Gizmo
Gizmo is named after the cute Mogwai from the Gremlins movies. I had just given up trying to revive bollskag and decided to have a beer and watch a movie. I picked Gremlins up from the VCD pile and found some stickers of Gizmo in there. In that moment, my machine was named.
Gizmo is going to be a gateway/firewall and IP masquerade box, same as bollskag was. Also, as gizmo is far more powerful and has more disk space, it'll be a mailserver, web-cache, and whatever else I can think of. If you're reading this, gizmo is working.
Hardware
Gizmo was largely made by cannibalizing parts I had left over as well as some new parts. Unfortunately, a 30GB Seagate HDD I had lying around wouldn't spin up, so I had to go and buy a new one (40GB Barracuda) which increased the cost quite substantially. I've also costed those things I had to buy, so you can see how cheap this was. I initially planned to get what I needed for under HKD 500, and I did it for HKD 415, but then the disk wouldn't spin up, so I needed another one.

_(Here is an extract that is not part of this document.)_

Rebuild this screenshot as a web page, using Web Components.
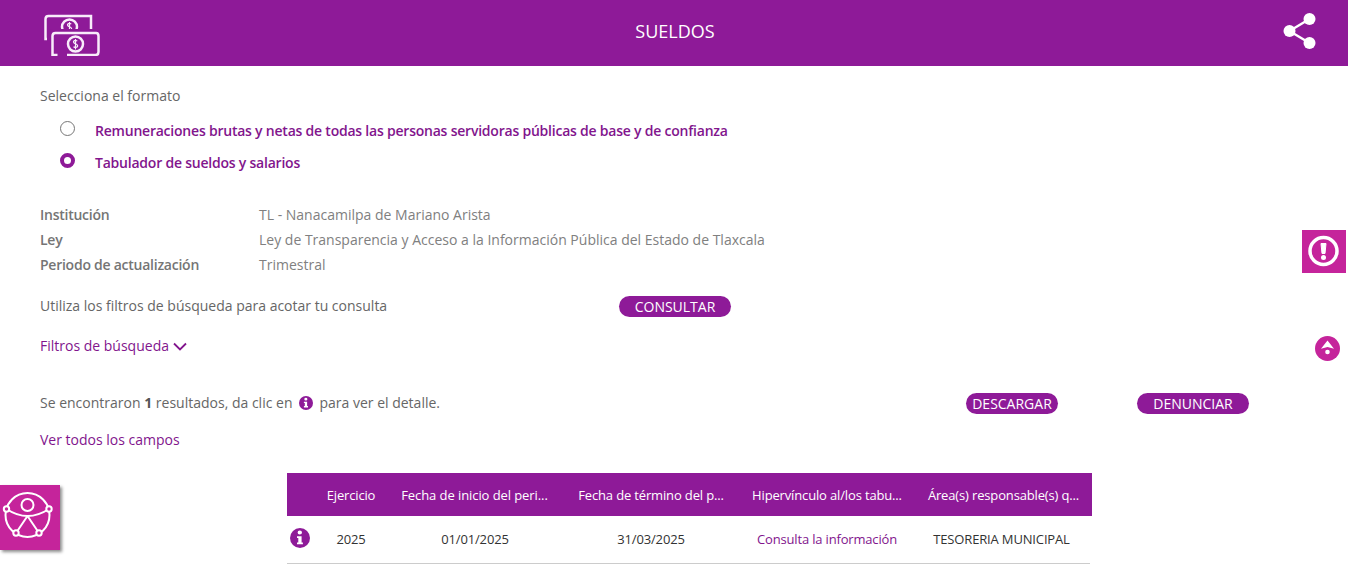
<!DOCTYPE html>
<html lang="es"><head><meta charset="utf-8"><title>Sueldos</title>
<style>
html,body{margin:0;padding:0;background:#fff;overflow:hidden;height:571px}
body{font:14px/20px "Open Sans",sans-serif;color:#666;position:relative}
</style></head><body>
<app-header></app-header>
<main-panel></main-panel>
<float-widgets></float-widgets>
<script>
const PURPLE='#8e1a98';
const TEXTP='#82158d';
const INFO=`<svg viewBox="0 0 20 20" width="100%" height="100%" style="display:block"><circle cx="10" cy="10" r="10" fill="${PURPLE}"/><path d="M7.6 4.6a2.2 2 0 1 0 4.4 0a2.2 2 0 1 0-4.4 0zM7 8.2h4.6v6.2h1.3v1.9H7v-1.9h1.3v-4.3H7z" fill="#fff"/></svg>`;
function def(name,html){customElements.define(name,class extends HTMLElement{constructor(){super();this.attachShadow({mode:'open'}).innerHTML=html}})}

def('app-header',`<style>
:host{display:grid;grid-template-columns:1fr auto 1fr;align-items:center;height:66px;background:${PURPLE};color:#fff;padding:0 31px 0 43px;box-sizing:border-box}
h1{font:400 18px/24px "Open Sans",sans-serif;margin:0 0 4px;text-align:center;padding-right:10px}
svg{display:block}
.s{justify-self:end;margin-bottom:5px}
</style>
<svg width="58" height="46" viewBox="0 0 58 46" fill="none" stroke="#f8ecfa" stroke-width="2.500">
<path d="M4 29H2.500V9q0-3 3-3H48v15"/>
<circle cx="26.500" cy="17" r="7.500"/>
<path d="M28.300 14q-2.300-1.200-3.600.1q-.8 1.600 1.800 2.700q2.900 1.300 1.900 3q-1.500 1.200-3.900.1M26.500 12v10.500" stroke-width="1.200"/>
<rect x="7" y="19" width="50" height="27" rx="3" fill="${PURPLE}" stroke="none"/>
<path d="M14.500 45H9.500V26q0-3 3-3H53q2.500 0 2.500 3v16q0 3-3 3H24"/>
<circle cx="32.500" cy="34" r="7.500"/>
<path d="M34.300 31q-2.300-1.200-3.600.1q-.8 1.600 1.800 2.700q2.900 1.300 1.900 3q-1.500 1.200-3.900.1M32.500 29v10.500" stroke-width="1.200"/>
</svg>
<h1>SUELDOS</h1>
<svg class="s" width="34" height="38" viewBox="0 0 34 38"><g fill="#fff"><circle cx="26.500" cy="7" r="6"/><circle cx="6.500" cy="19" r="6"/><circle cx="26.500" cy="31" r="6"/></g><path d="M26.500 7L6.500 19L26.500 31" fill="none" stroke="#fff" stroke-width="2.400"/></svg>`);

def('radio-row',`<style>
:host{display:flex;align-items:center;height:32px;color:${TEXTP};font-weight:600;font-size:14px;letter-spacing:-.22px}
.r{width:15px;height:15px;border-radius:50%;box-sizing:border-box;border:1px solid #767676;margin:-5px 20px 0 60px;background:#fff;flex:none}
:host([checked]) .r{border:4.500px solid ${PURPLE}}
</style><span class="r"></span><slot></slot>`);

def('info-row',`<style>
:host{display:grid;grid-template-columns:219px 1fr;height:25px;line-height:25px;color:#808080}
b{font-weight:600;color:#757575;letter-spacing:-.25px}
</style><b><slot name="k"></slot></b><span><slot></slot></span>`);

def('pill-button',`<style>
:host{display:inline-block;background:${PURPLE};color:#fff;border-radius:11px;height:21px;line-height:21px;text-align:center;font-size:14px;box-sizing:border-box;margin-top:2px}
</style><slot></slot>`);

def('data-table',`<style>
:host{display:block;width:805px;margin-left:287px;color:#333;font-size:13px;letter-spacing:-.15px}
.g{display:grid;grid-template-columns:28px 72px 176px 176px 176px 177px;text-align:center;align-items:center}
.h{background:${PURPLE};color:#fff;height:43px}
.h span:nth-child(3){letter-spacing:-.08px;padding-right:1px}
.b{height:47px;width:803px;border-bottom:1px solid #ccc;box-sizing:content-box}
.b>span,.b>a{margin-bottom:2px}
.b a{color:${TEXTP};letter-spacing:-.17px}
.t{padding-right:4px}
.b>.i{width:20px;height:20px;margin:0 0 4px 3px}
</style>
<div class="g h"><span></span><span>Ejercicio</span><span>Fecha de inicio del peri...</span><span>Fecha de término del p...</span><span>Hipervínculo al/los tabu...</span><span>Área(s) responsable(s) q...</span></div>
<div class="g b"><span class="i">${INFO}</span><span>2025</span><span>01/01/2025</span><span>31/03/2025</span><a>Consulta la información</a><span class="t">TESORERIA MUNICIPAL</span></div>`);

def('main-panel',`<style>
:host{display:block;padding-top:20px}
.p{padding-left:40px}
.opts{margin-top:9px;margin-bottom:23px}
.u{display:grid;grid-template-columns:579px auto 1fr;align-items:center;height:20px;margin-top:17px}
.u pill-button{width:112px}
.f{color:${TEXTP};margin-top:22px;display:flex;align-items:center;gap:4px}
.s{display:grid;grid-template-columns:926px 92px 79px 112px;align-items:center;margin-top:35px;height:20px}
.s p{margin:0;display:flex;align-items:center;white-space:pre}
.s b{font-weight:700;color:#555}
.s i{width:14px;height:14px;margin:0 6px 0 7px;display:block}
.v{color:${TEXTP};margin-top:19px;margin-bottom:23px}
</style>
<div class="p">Selecciona el formato</div>
<div class="opts">
<radio-row>Remuneraciones brutas y netas de todas las personas servidoras públicas de base y de confianza</radio-row>
<radio-row checked>Tabulador de sueldos y salarios</radio-row>
</div>
<div class="p">
<info-row><span slot="k">Institución</span>TL - Nanacamilpa de Mariano Arista</info-row>
<info-row><span slot="k">Ley</span>Ley de Transparencia y Acceso a la Información Pública del Estado de Tlaxcala</info-row>
<info-row><span slot="k">Periodo de actualización</span>Trimestral</info-row>
<div class="u"><span>Utiliza los filtros de búsqueda para acotar tu consulta</span><pill-button>CONSULTAR</pill-button></div>
<div class="f"><span>Filtros de búsqueda</span><svg width="14" height="9" viewBox="0 0 14 9" fill="none" stroke="${TEXTP}" stroke-width="1.800"><path d="M1 1.500L7 7.500L13 1.500"/></svg></div>
<div class="s"><p>Se encontraron <b>1</b> resultados, da clic en<i>${INFO}</i>para ver el detalle.</p><pill-button>DESCARGAR</pill-button><span></span><pill-button>DENUNCIAR</pill-button></div>
<div class="v">Ver todos los campos</div>
</div>
<data-table></data-table>`);

def('float-widgets',`<style>
:host{display:block}
.a{position:absolute;background:#c5249b}
.alert{left:1302px;top:230px;width:44px;height:43px}
.top{left:1315px;top:336px;width:25px;height:25px;border-radius:50%}
.acc{left:0;top:485px;width:60px;height:65px;box-shadow:2px 2px 3px rgba(0,0,0,.45)}
svg{display:block}
</style>
<div class="a alert"><svg width="44" height="43" viewBox="0 0 44 43"><circle cx="21.500" cy="21" r="13.500" fill="none" stroke="#fff" stroke-width="3.500"/><path d="M19 13.500h5l-1 10h-3z" fill="#fff" stroke="#fff" stroke-linejoin="round"/><circle cx="21.500" cy="27.500" r="2.500" fill="#fff"/></svg></div>
<div class="a top"><svg width="25" height="25" viewBox="0 0 25 25" fill="#fff"><path d="M12.500 4.500L19 12.800L12.500 11L6 12.800z"/><circle cx="12.500" cy="16" r="2.300"/></svg></div>
<div class="a acc"><svg width="60" height="65" viewBox="0 0 60 65" fill="none" stroke="#fff" stroke-width="2"><circle cx="27.500" cy="20" r="6"/><circle cx="27.500" cy="30" r="22"/><path d="M6.500 24Q27.500 38 49 24"/><path d="M27.500 31L16 48M27.500 31L39 48"/><g fill="#c5249b"><circle cx="6.500" cy="24" r="2.700"/><circle cx="49" cy="24" r="2.700"/><circle cx="16" cy="48" r="2.700"/><circle cx="39" cy="48" r="2.700"/></g></svg></div>`);
</script>
</body></html>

- HKD 180.00 - ATX case by iCute (with 300W PSU and fan)
- HKD 180.00 - Delta 44x CD-ROM
- HKD 55.00 - Realtek 10/100 Mbs network card (ethernet)
- HKD 820.00 - 40Gb SCSI (Seagate Barracuda) (7200rpm)
- Scavenged - P2B motherboard by Asus
- Now an Abit VH6T
- Scavenged - Matrox G400 Display card
- Scavenged - Soundblaster 64 PCI
- This now has the SB!Live from mojo.
- Scavenged - Pentium II 350 Mhz, 100Mhz FSB
- This now a 1300MHz Celeron
- Scavenged - 2x128Mb Ram (pc100) (from mojo)
- This has been changed to 3x256 pc133.
- Scavenged - misc fans and cables.
- HKD 1235.00 - Total (about US$ 160)
- There's an old TV tuner card in there as well.
Note that the new disk tripled the cost of the system. ($415 to $1235)
OK, OK, not everyone is going to have spare motherboards, processors, AGP graphics cards and RAM just lying around.
Gizmo has no floppy disk drive. The bios on the P2B can boot from CD-ROM and that's how I installed Linux.
Software
Gizmo runs Red Hat Linux 7.1. I just installed everything on the CDs, as there's tons of disk space available. Right now, X is coming up with Gnome which I don't really like. I tried KDE, which is a bit slow. I might leave it in Windowmaker, which is a very nice window manager indeed.
The disk is partitioned as follows:
- 512Mb - /var - 1024Mb
- /tmp - 1024Mb
- /boot - 64Mb
- / - rest of disk (about 35Gb).
This way of partitioning suits me better than the usual way of separating /home and /usr while ensuring that there's plenty of temp space and that the logs can't overrun. This is fine for a single user system. For a multi user system, seperate /home and /usr partitions. Of course, for upgrading the system, separate /home and /usr partitions are a good idea too. Hmmm, may want to revise my partitioning.
Ok, an update much later. Gizmo now has 768Mb of RAM and RedHat 7.2. The partitioning is now along the lines of:
- Filesystem Size Used Avail Use% Mounted on
- /dev/hda12 248M 79M 156M 34% /
- /dev/hda1 61M 7.3M 50M 13% /boot
- /dev/hda14 11G 33M 10G 1% /export
- /dev/hda5 18G 3.7G 13G 22% /home
- none 125M 0 124M 0% /dev/shm
- /dev/hda7 1008M 353M 603M 37% /tmp
- /dev/hda6 2.0G 1.5G 463M 76% /usr
- /dev/hda11 496M 112M 358M 24% /usr/X11R6
- /dev/hda13 248M 4.2M 230M 2% /usr/local
- /dev/hda9 1008M 444M 512M 47% /usr/src
- /dev/hda8 1008M 74M 882M 8% /var
Gizmo shares a Proview 15" LCD Monitor with mojo, via a little switch box.